Successfully funding the project, he said, depends on pumping up property tax revenues.
“If we aren’t able to stimulate growth,” Hill said, “then we don’t get any money.”
Rockwood said Midvale has the demographics to make his vision work. There are young professionals working nearby and plenty of condominiums in the area to generate local support for Main Street.
But what made the city’s pitch to the taxing entities work, he said, was selling the belief that the benefits of redevelopment would extend beyond Midvale. Rockwood said the project is poised for success because of the city’s location, sitting in the center of the valley at the crossroads of major freeways and linked to public transit.
“Everybody from the valley,” he said, “can take advantage of this.”
Businesses back the idea
Business owners have embraced Midvale’s reimagination of Main Street.
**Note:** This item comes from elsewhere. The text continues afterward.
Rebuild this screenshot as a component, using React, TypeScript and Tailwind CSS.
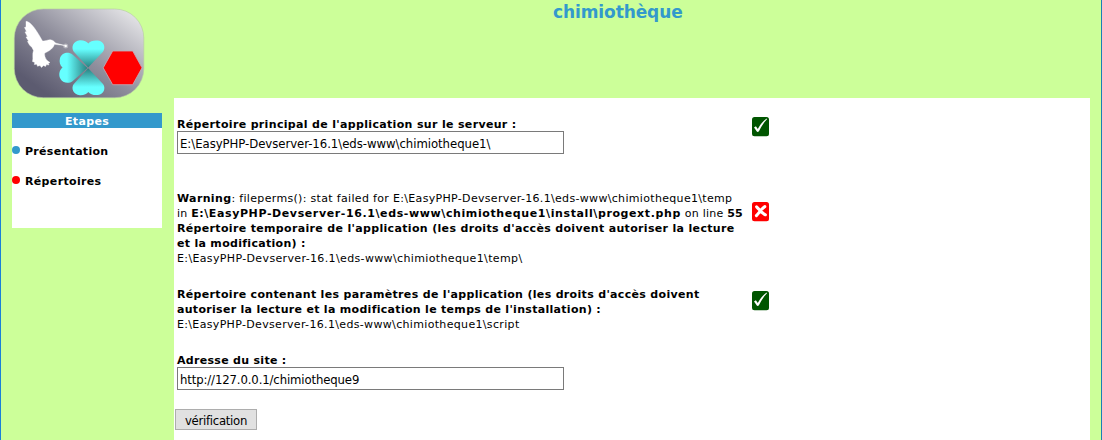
import type { ReactNode } from "react";

function Line({ children, className = "" }: { children: ReactNode; className?: string }) {
  return <div className={`h-[15px] whitespace-pre leading-[15px] ${className}`}>{children}</div>;
}

function CheckIcon() {
  return (
    <svg width="17" height="20" viewBox="0 0 17 20" className="block">
      <rect width="17" height="19.3" rx="2.5" fill="#005500" />
      <path d="M2 10.4 L3.9 9.2 L5.8 12 C8 7.8 11 4 14.6 1.6 L15 2.2 C11.6 5.8 9 9.8 6.8 14.6 L5.2 14.9 Z" fill="#fff" />
    </svg>
  );
}

function CrossIcon() {
  return (
    <svg width="17" height="20" viewBox="0 0 17 20" className="block">
      <rect width="17" height="19.3" rx="2.5" fill="#ff0000" />
      <path d="M4.6 4.8 C7 7 9.500 11 13.400 12.800 M12.800 4.600 C9.500 6.500 7.500 10.500 4.400 13.600" stroke="#fff" strokeWidth="3" strokeLinecap="round" fill="none" />
    </svg>
  );
}

function Logo() {
  return (
    <svg width="133" height="92" viewBox="12 8 133 92" className="block">
      <defs>
        <linearGradient id="back" x1="0.15" y1="0.85" x2="0.95" y2="0.1">
          <stop offset="0" stopColor="#5c5b70" />
          <stop offset="0.45" stopColor="#8f8e9c" />
          <stop offset="1" stopColor="#e2e2e5" />
        </linearGradient>
        <linearGradient id="top" gradientUnits="userSpaceOnUse" x1="88" y1="67" x2="88" y2="49">
          <stop offset="0" stopColor="#2b8484" />
          <stop offset="1" stopColor="#66ffff" />
        </linearGradient>
        <linearGradient id="bottom" gradientUnits="userSpaceOnUse" x1="88" y1="69" x2="88" y2="87">
          <stop offset="0" stopColor="#2b8484" />
          <stop offset="1" stopColor="#66ffff" />
        </linearGradient>
        <linearGradient id="left" gradientUnits="userSpaceOnUse" x1="87" y1="68" x2="67" y2="68">
          <stop offset="0" stopColor="#2b8484" />
          <stop offset="1" stopColor="#66ffff" />
        </linearGradient>
      </defs>
      <rect x="14.3" y="9" width="129.5" height="88.7" rx="29" fill="url(#back)" stroke="#b5c7a4" strokeWidth="0.6" />
      <path d="M26 21.3 C31 21.5 37 31 42.500 41 C45 41.500 48 39.500 50.500 39.800 C53 40 54.500 41.800 55.500 43 L65 45.500 L54.500 44.300 C52.500 50 48 51 44.500 53.500 C44.500 58 47 61 50 62.500 L48.300 63.400 L49 65 L46.500 64.600 L45.500 66.500 L43.500 65.500 L41.500 67.500 L40 65.500 L37.500 66.300 L36.800 64.200 L34.300 64.500 L34.800 62.400 L32.500 61.600 C33.500 58 32 54 33.500 50.500 L32 47.500 L29.500 45 L27.500 41.500 L28.500 41 L26 37 L27.500 36.800 L25 32 L26.500 31.600 L24.500 27.500 L26 27 Z" fill="#fff" stroke="#fff" strokeWidth="0.4" />
      <circle cx="65.7" cy="46" r="2.5" fill="#fff" fillOpacity="0.35" />
      <circle cx="65.7" cy="46" r="1.2" fill="#fff" />
      <path d="M88.2 67.500 L73.600 51.500 C71 47.500 73 41 80 40.300 C84 40.200 87 41.500 88.300 43.500 C90 41.200 94 40 98 40.600 C104 41.500 106 47.500 103 51.700 Z" fill="url(#top)" />
      <path d="M88.2 68.300 L73.600 84.300 C71 88.300 73 94.500 80 95.200 C84 95.300 87 94 88.300 92 C90 94.300 94 95.500 98 95 C104 94 106 88 103 84 Z" fill="url(#bottom)" />
      <path d="M87.5 67.900 L72.500 54.500 C69 51.500 62 52 60 58 C59 62 60 65.500 62.500 67.500 C59.500 70 58.500 74 60 78 C62.500 83.500 69 84 72.500 81.200 Z" fill="url(#left)" />
      <path d="M103.2 67.800 L112.700 51 H132.700 L142 67.800 L132.700 84.700 H112.700 Z" fill="#ff0000" stroke="#c3afb9" strokeWidth="0.8" />
    </svg>
  );
}

function Step({ color, children, className }: { color: string; children: string; className: string }) {
  return (
    <div className="flex h-[15px] items-center">
      <span className={`mr-[5px] mb-px h-2 w-2 rounded-full ${color}`} />
      <Line className={`pt-px font-bold ${className}`}>{children}</Line>
    </div>
  );
}

export default function App() {
  return (
    <div className="flex h-[440px] w-full overflow-hidden border-r border-l border-r-[#1a80b4] border-l-[#1a80d8] bg-[#ccff99] font-['DejaVu_Sans',sans-serif] text-[11px] text-black">
      <aside className="w-[173px] shrink-0 pl-[11px]">
        <div className="h-[113px] w-[133px] pt-2">
          <Logo />
        </div>
        <nav className="h-[115px] w-[150px] bg-white">
          <Line className="bg-[#3399cc] pt-px text-center font-bold tracking-[0.35px] text-white">Etapes</Line>
          <div className="flex flex-col gap-[15px] pt-[15px]">
            <Step color="bg-[#3399cc]" className="tracking-[0.3px]">Présentation</Step>
            <Step color="bg-[#ff0000]" className="tracking-[0.34px]">Répertoires</Step>
          </div>
        </nav>
      </aside>

      <div className="flex w-[916px] shrink-0 flex-col">
        <header className="h-[98px] pl-[379px]">
          <h1 className="pt-px text-[17px] leading-[22px] font-bold tracking-[-0.1px] text-[#3399cc]">chimiothèque</h1>
        </header>
        <main className="grow bg-white pt-[19px] pl-[3px]">
          <section className="flex h-[74px]">
            <div className="w-[575px]">
              <Line className="font-bold tracking-[0.333px]">Répertoire principal de l'application sur le serveur :</Line>
              <input
                className="mt-[-1px] block h-[23px] w-[387px] border border-[#7a7a7a] bg-white px-[2px] pt-[2px] font-['DejaVu_Sans_Condensed','DejaVu_Sans',sans-serif] text-[13px] tracking-[-0.04px] [font-stretch:condensed]"
                defaultValue={"E:\\EasyPHP-Devserver-16.1\\eds-www\\chimiotheque1\\"}
              />
            </div>
            <CheckIcon />
          </section>

          <section className="flex h-24">
            <div className="w-[575px]">
              <Line>
                <b className="tracking-[0.36px]">Warning</b>
                <span className="tracking-[0.325px]">{": fileperms(): stat failed for E:\\EasyPHP-Devserver-16.1\\eds-www\\chimiotheque1\\temp"}</span>
              </Line>
              <Line>
                <span className="tracking-[0.2px]">{"in "}</span>
                <b className="tracking-[0.605px]">{"E:\\EasyPHP-Devserver-16.1\\eds-www\\chimiotheque1\\install\\progext.php"}</b>
                <span className="tracking-[0.27px]">{" on line "}</span>
                <b className="tracking-[0.1px]">55</b>
              </Line>
              <Line className="font-bold tracking-[0.333px]">Répertoire temporaire de l'application (les droits d'accès doivent autoriser la lecture</Line>
              <Line className="font-bold tracking-[0.3px]">et la modification) :</Line>
              <Line className="tracking-[0.362px]">{"E:\\EasyPHP-Devserver-16.1\\eds-www\\chimiotheque1\\temp\\"}</Line>
            </div>
            <div className="pt-[11px]">
              <CrossIcon />
            </div>
          </section>

          <section className="flex h-[66px]">
            <div className="w-[575px]">
              <Line className="font-bold tracking-[0.325px]">Répertoire contenant les paramètres de l'application (les droits d'accès doivent</Line>
              <Line className="font-bold tracking-[0.3px]">autoriser la lecture et la modification le temps de l'installation) :</Line>
              <Line className="tracking-[0.335px]">{"E:\\EasyPHP-Devserver-16.1\\eds-www\\chimiotheque1\\script"}</Line>
            </div>
            <div className="pt-1">
              <CheckIcon />
            </div>
          </section>

          <section className="h-14">
            <Line className="font-bold tracking-[0.3px]">Adresse du site :</Line>
            <input
              className="mt-[-1px] block h-[23px] w-[387px] border border-[#7a7a7a] bg-white px-[2px] pt-[2px] font-['DejaVu_Sans_Condensed','DejaVu_Sans',sans-serif] text-[13px] tracking-[-0.13px] [font-stretch:condensed]"
              defaultValue="http://127.0.0.1/chimiotheque9"
            />
          </section>

          <button className="-ml-0.5 block h-[21px] w-[82px] border border-[#adadad] bg-[#e1e1e1] pt-[2px] font-['DejaVu_Sans_Condensed','DejaVu_Sans',sans-serif] text-[13px] leading-[17px] tracking-[-0.28px]">
            vérification
          </button>
        </main>
      </div>
    </div>
  );
}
Revitalization is what inspired Kellie Jackstien, owner of florist Artisan Bloom, to move her shop to the area in 2019.
“It’s a quaint, charming Main Street,” she said, “and I think that’s what draws people to it.”
Jackstien does worry about the area losing its allure as it evolves — along with its ability to support increased traffic.
Midvale has adopted new zoning that puts an emphasis on the appearance of new buildings, reserving ground floors for retail and restaurants, and allowing upper floors to be used for additional retail or housing.
The goal: Preserve the downtown vibe.
If the area sees the success city officials expect, any parking problems will be solved because the bulk of the $15.5 million budgeted for redevelopment will be steered toward creating ample parking next to Main Street. The city has already snatched up some lots so visitors won’t have any issue finding a spot.
Lane Dillman, the owner of the Old Towne Tavern, welcomes the redevelopment but remains skeptical that it will come to fruition. It’s a big project, he said, and cleanup of the area has been underway for years.
But if the city’s efforts do move forward, and Main Street bustles with new visitors, Dillman isn’t worried about being left behind. The more the city invests in the area, he said, the better his business will be.
“Old Towne is a staple of old Midvale right here,” he said. “It is. I don’t think it’s going anywhere.”
Correction • May 2, 9:55 a.m.: This story has been updated to correct the name of the school district.